I intend to devote some time in the next few years to learning more of the family history, and to this end, I wonder if you could provide me with a copy of the original article that was sold at the auction....James W. Speck.

Here's a letter from Myrtle Vanderhodd Baker, telling about her memories of St. John's Dam and the old mill once, run by one oof the sparks, which stood on the Sandusky River at the dam.

Dear Mr. Krupp...I've read all your Potluck stories and really enjoyed them but was surprised to read one I know something about.

I think you will remember me. Until I was about 10 years old my folks lived close to St. John's Dam. It would have been long ago a long walk to go there by the road, but we could go over the hills and it was not far that way. Just had to go through our backyard and down a steep hill through a ravine, and up a big hill and down the other side through a meadow to a gate, through it, then to the dam. There in a little house the miller and family lived. His name was Ben Walters. He had a daughter about my age and me and my sister played with her. Sometimes we went to the mill and played inside it.

I always loved living there, and we went back lots of times.
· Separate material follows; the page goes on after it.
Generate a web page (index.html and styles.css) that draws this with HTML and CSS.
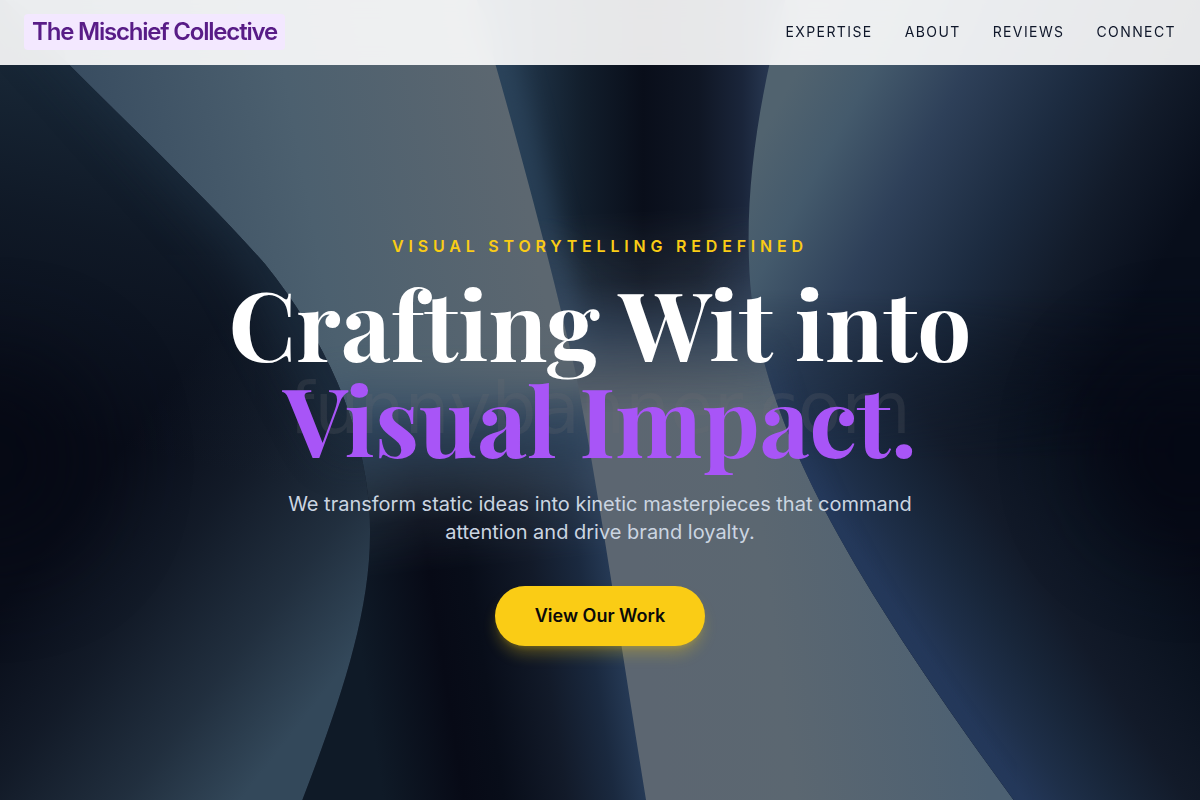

The mill was there, I think, when I went back when I was about 18, and the covered bridge was there until it went out in the 1913 flood. Then they built an iron top bridge. A few years ago a new modern bridge replaced it. They cut the top off of the hill we used to climb and made a road up to the top.

You should go to the Tiffin Museum some time where I saw a picture hanging on a wall of the Keller Mll, as we called it. The kellers lived in the big brick house in front of the mill which is part of a rest home now.

I have had a mild stroke and living in Good Shepherd Home for about a year now. I am 85 years old so I guess I belong to the old timers club....Myrtle Baker.

In the Kipka Dairy story, the man standing beside the milk wagon, illustrated in the article, was idenitified by Earl Myers as his father Morris who he said worked for that dairy back when they sold milk by the dipper.

I forgot to ask Earl Myers for his address, and later, when I tried to contact him by phone, I was unable to find a listing in the local directory. Perhaps he will call again, when he see this item.